DATA EXTRACT -
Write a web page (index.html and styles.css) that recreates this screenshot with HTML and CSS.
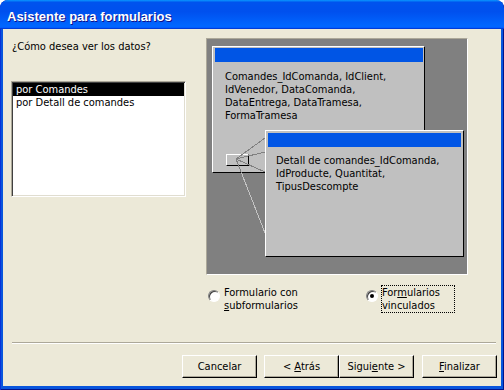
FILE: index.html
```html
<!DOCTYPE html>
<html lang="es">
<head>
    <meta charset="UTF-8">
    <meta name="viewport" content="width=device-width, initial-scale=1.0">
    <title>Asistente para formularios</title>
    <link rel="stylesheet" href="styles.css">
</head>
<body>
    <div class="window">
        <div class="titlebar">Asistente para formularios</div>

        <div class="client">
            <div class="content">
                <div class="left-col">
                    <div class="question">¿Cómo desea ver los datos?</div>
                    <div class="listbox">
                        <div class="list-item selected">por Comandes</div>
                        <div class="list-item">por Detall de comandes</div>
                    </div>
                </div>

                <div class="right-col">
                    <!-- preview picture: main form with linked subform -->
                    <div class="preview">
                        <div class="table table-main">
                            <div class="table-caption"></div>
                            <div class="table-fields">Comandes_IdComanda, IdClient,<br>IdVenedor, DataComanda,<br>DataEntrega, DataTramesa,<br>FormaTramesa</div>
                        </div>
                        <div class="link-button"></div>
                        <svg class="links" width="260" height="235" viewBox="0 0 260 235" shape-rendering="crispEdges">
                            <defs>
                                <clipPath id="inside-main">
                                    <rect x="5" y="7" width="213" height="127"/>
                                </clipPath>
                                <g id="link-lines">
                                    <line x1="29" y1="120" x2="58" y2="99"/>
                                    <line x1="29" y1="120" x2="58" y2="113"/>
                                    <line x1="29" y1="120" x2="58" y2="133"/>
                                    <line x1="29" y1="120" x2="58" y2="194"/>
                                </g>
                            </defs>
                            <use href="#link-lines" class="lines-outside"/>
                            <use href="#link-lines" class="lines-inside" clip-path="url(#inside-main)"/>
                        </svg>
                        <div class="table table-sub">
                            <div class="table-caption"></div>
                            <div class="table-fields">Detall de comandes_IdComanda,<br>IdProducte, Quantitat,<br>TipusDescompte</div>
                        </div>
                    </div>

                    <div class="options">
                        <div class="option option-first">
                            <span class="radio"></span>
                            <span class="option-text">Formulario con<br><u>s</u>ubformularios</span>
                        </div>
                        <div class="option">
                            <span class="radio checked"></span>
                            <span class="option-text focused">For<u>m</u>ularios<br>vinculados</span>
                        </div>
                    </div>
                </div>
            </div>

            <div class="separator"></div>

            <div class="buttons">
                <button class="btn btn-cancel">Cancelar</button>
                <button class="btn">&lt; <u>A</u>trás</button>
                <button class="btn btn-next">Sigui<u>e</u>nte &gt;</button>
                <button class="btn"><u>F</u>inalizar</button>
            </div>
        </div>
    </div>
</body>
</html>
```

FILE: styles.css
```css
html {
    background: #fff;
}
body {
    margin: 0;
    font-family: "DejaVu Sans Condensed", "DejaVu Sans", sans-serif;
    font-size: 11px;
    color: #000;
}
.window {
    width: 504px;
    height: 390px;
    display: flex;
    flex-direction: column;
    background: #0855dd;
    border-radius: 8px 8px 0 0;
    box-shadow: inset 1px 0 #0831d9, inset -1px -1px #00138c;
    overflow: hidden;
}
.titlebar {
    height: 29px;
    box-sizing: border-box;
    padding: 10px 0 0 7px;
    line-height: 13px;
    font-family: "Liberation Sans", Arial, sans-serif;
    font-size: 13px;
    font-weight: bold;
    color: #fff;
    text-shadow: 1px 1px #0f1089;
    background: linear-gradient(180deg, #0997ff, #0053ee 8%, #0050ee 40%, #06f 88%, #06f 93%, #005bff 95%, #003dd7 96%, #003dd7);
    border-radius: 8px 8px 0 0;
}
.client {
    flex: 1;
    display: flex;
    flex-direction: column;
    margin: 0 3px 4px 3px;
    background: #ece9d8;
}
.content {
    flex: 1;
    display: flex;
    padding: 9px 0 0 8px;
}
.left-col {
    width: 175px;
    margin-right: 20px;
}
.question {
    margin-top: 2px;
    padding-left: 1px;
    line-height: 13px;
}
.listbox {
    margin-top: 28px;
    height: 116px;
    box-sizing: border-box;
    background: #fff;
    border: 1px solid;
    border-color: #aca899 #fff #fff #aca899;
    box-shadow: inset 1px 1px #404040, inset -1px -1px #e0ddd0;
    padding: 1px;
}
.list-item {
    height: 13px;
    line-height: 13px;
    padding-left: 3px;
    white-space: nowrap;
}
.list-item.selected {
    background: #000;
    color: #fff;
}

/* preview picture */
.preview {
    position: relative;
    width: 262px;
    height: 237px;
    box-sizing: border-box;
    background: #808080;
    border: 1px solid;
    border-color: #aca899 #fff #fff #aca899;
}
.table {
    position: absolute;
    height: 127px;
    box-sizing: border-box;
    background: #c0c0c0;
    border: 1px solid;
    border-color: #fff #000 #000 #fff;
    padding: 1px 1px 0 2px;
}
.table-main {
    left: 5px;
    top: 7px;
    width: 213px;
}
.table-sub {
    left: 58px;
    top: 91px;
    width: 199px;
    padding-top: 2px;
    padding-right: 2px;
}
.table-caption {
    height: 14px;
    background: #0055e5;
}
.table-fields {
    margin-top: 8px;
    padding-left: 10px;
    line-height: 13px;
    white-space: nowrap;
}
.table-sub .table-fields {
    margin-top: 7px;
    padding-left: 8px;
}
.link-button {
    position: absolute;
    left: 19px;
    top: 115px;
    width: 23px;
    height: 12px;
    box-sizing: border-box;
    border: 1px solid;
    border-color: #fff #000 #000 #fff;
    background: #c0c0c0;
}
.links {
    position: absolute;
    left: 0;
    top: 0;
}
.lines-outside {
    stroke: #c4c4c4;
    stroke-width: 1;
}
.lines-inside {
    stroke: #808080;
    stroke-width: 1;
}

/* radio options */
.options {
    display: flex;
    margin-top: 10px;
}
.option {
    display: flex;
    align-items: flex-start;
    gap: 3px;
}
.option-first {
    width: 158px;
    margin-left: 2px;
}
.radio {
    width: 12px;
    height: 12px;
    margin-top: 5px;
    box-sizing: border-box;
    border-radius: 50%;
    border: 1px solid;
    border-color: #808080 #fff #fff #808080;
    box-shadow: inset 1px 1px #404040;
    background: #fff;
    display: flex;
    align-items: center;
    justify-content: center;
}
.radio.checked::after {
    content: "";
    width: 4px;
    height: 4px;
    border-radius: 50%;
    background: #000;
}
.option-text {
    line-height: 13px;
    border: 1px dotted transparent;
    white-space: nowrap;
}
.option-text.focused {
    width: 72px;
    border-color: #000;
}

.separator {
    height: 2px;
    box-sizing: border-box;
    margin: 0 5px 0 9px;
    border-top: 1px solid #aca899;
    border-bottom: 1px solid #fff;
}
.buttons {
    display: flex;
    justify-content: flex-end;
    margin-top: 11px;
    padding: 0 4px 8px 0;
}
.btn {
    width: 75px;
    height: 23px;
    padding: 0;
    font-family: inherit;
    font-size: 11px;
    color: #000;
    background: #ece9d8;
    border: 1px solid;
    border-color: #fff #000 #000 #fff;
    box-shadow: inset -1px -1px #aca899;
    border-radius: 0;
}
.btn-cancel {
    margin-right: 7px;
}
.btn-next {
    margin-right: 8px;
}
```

THE TASK - Output the data above without changes, apart from leaving out the pictures.

RESPONSE TO THE EXERCISE -
Write a web page (index.html and styles.css) that recreates this screenshot with HTML and CSS.
FILE: index.html
```html
<!DOCTYPE html>
<html lang="es">
<head>
    <meta charset="UTF-8">
    <meta name="viewport" content="width=device-width, initial-scale=1.0">
    <title>Asistente para formularios</title>
    <link rel="stylesheet" href="styles.css">
</head>
<body>
    <div class="window">
        <div class="titlebar">Asistente para formularios</div>

        <div class="client">
            <div class="content">
                <div class="left-col">
                    <div class="question">¿Cómo desea ver los datos?</div>
                    <div class="listbox">
                        <div class="list-item selected">por Comandes</div>
                        <div class="list-item">por Detall de comandes</div>
                    </div>
                </div>

                <div class="right-col">
                    <!-- preview picture: main form with linked subform -->
                    <div class="preview">
                        <div class="table table-main">
                            <div class="table-caption"></div>
                            <div class="table-fields">Comandes_IdComanda, IdClient,<br>IdVenedor, DataComanda,<br>DataEntrega, DataTramesa,<br>FormaTramesa</div>
                        </div>
                        <div class="link-button"></div>
                        <svg class="links" width="260" height="235" viewBox="0 0 260 235" shape-rendering="crispEdges">
                            <defs>
                                <clipPath id="inside-main">
                                    <rect x="5" y="7" width="213" height="127"/>
                                </clipPath>
                                <g id="link-lines">
                                    <line x1="29" y1="120" x2="58" y2="99"/>
                                    <line x1="29" y1="120" x2="58" y2="113"/>
                                    <line x1="29" y1="120" x2="58" y2="133"/>
                                    <line x1="29" y1="120" x2="58" y2="194"/>
                                </g>
                            </defs>
                            <use href="#link-lines" class="lines-outside"/>
                            <use href="#link-lines" class="lines-inside" clip-path="url(#inside-main)"/>
                        </svg>
                        <div class="table table-sub">
                            <div class="table-caption"></div>
                            <div class="table-fields">Detall de comandes_IdComanda,<br>IdProducte, Quantitat,<br>TipusDescompte</div>
                        </div>
                    </div>

                    <div class="options">
                        <div class="option option-first">
                            <span class="radio"></span>
                            <span class="option-text">Formulario con<br><u>s</u>ubformularios</span>
                        </div>
                        <div class="option">
                            <span class="radio checked"></span>
                            <span class="option-text focused">For<u>m</u>ularios<br>vinculados</span>
                        </div>
                    </div>
                </div>
            </div>

            <div class="separator"></div>

            <div class="buttons">
                <button class="btn btn-cancel">Cancelar</button>
                <button class="btn">&lt; <u>A</u>trás</button>
                <button class="btn btn-next">Sigui<u>e</u>nte &gt;</button>
                <button class="btn"><u>F</u>inalizar</button>
            </div>
        </div>
    </div>
</body>
</html>
```

FILE: styles.css
```css
html {
    background: #fff;
}
body {
    margin: 0;
    font-family: "DejaVu Sans Condensed", "DejaVu Sans", sans-serif;
    font-size: 11px;
    color: #000;
}
.window {
    width: 504px;
    height: 390px;
    display: flex;
    flex-direction: column;
    background: #0855dd;
    border-radius: 8px 8px 0 0;
    box-shadow: inset 1px 0 #0831d9, inset -1px -1px #00138c;
    overflow: hidden;
}
.titlebar {
    height: 29px;
    box-sizing: border-box;
    padding: 10px 0 0 7px;
    line-height: 13px;
    font-family: "Liberation Sans", Arial, sans-serif;
    font-size: 13px;
    font-weight: bold;
    color: #fff;
    text-shadow: 1px 1px #0f1089;
    background: linear-gradient(180deg, #0997ff, #0053ee 8%, #0050ee 40%, #06f 88%, #06f 93%, #005bff 95%, #003dd7 96%, #003dd7);
    border-radius: 8px 8px 0 0;
}
.client {
    flex: 1;
    display: flex;
    flex-direction: column;
    margin: 0 3px 4px 3px;
    background: #ece9d8;
}
.content {
    flex: 1;
    display: flex;
    padding: 9px 0 0 8px;
}
.left-col {
    width: 175px;
    margin-right: 20px;
}
.question {
    margin-top: 2px;
    padding-left: 1px;
    line-height: 13px;
}
.listbox {
    margin-top: 28px;
    height: 116px;
    box-sizing: border-box;
    background: #fff;
    border: 1px solid;
    border-color: #aca899 #fff #fff #aca899;
    box-shadow: inset 1px 1px #404040, inset -1px -1px #e0ddd0;
    padding: 1px;
}
.list-item {
    height: 13px;
    line-height: 13px;
    padding-left: 3px;
    white-space: nowrap;
}
.list-item.selected {
    background: #000;
    color: #fff;
}

/* preview picture */
.preview {
    position: relative;
    width: 262px;
    height: 237px;
    box-sizing: border-box;
    background: #808080;
    border: 1px solid;
    border-color: #aca899 #fff #fff #aca899;
}
.table {
    position: absolute;
    height: 127px;
    box-sizing: border-box;
    background: #c0c0c0;
    border: 1px solid;
    border-color: #fff #000 #000 #fff;
    padding: 1px 1px 0 2px;
}
.table-main {
    left: 5px;
    top: 7px;
    width: 213px;
}
.table-sub {
    left: 58px;
    top: 91px;
    width: 199px;
    padding-top: 2px;
    padding-right: 2px;
}
.table-caption {
    height: 14px;
    background: #0055e5;
}
.table-fields {
    margin-top: 8px;
    padding-left: 10px;
    line-height: 13px;
    white-space: nowrap;
}
.table-sub .table-fields {
    margin-top: 7px;
    padding-left: 8px;
}
.link-button {
    position: absolute;
    left: 19px;
    top: 115px;
    width: 23px;
    height: 12px;
    box-sizing: border-box;
    border: 1px solid;
    border-color: #fff #000 #000 #fff;
    background: #c0c0c0;
}
.links {
    position: absolute;
    left: 0;
    top: 0;
}
.lines-outside {
    stroke: #c4c4c4;
    stroke-width: 1;
}
.lines-inside {
    stroke: #808080;
    stroke-width: 1;
}

/* radio options */
.options {
    display: flex;
    margin-top: 10px;
}
.option {
    display: flex;
    align-items: flex-start;
    gap: 3px;
}
.option-first {
    width: 158px;
    margin-left: 2px;
}
.radio {
    width: 12px;
    height: 12px;
    margin-top: 5px;
    box-sizing: border-box;
    border-radius: 50%;
    border: 1px solid;
    border-color: #808080 #fff #fff #808080;
    box-shadow: inset 1px 1px #404040;
    background: #fff;
    display: flex;
    align-items: center;
    justify-content: center;
}
.radio.checked::after {
    content: "";
    width: 4px;
    height: 4px;
    border-radius: 50%;
    background: #000;
}
.option-text {
    line-height: 13px;
    border: 1px dotted transparent;
    white-space: nowrap;
}
.option-text.focused {
    width: 72px;
    border-color: #000;
}

.separator {
    height: 2px;
    box-sizing: border-box;
    margin: 0 5px 0 9px;
    border-top: 1px solid #aca899;
    border-bottom: 1px solid #fff;
}
.buttons {
    display: flex;
    justify-content: flex-end;
    margin-top: 11px;
    padding: 0 4px 8px 0;
}
.btn {
    width: 75px;
    height: 23px;
    padding: 0;
    font-family: inherit;
    font-size: 11px;
    color: #000;
    background: #ece9d8;
    border: 1px solid;
    border-color: #fff #000 #000 #fff;
    box-shadow: inset -1px -1px #aca899;
    border-radius: 0;
}
.btn-cancel {
    margin-right: 7px;
}
.btn-next {
    margin-right: 8px;
}
```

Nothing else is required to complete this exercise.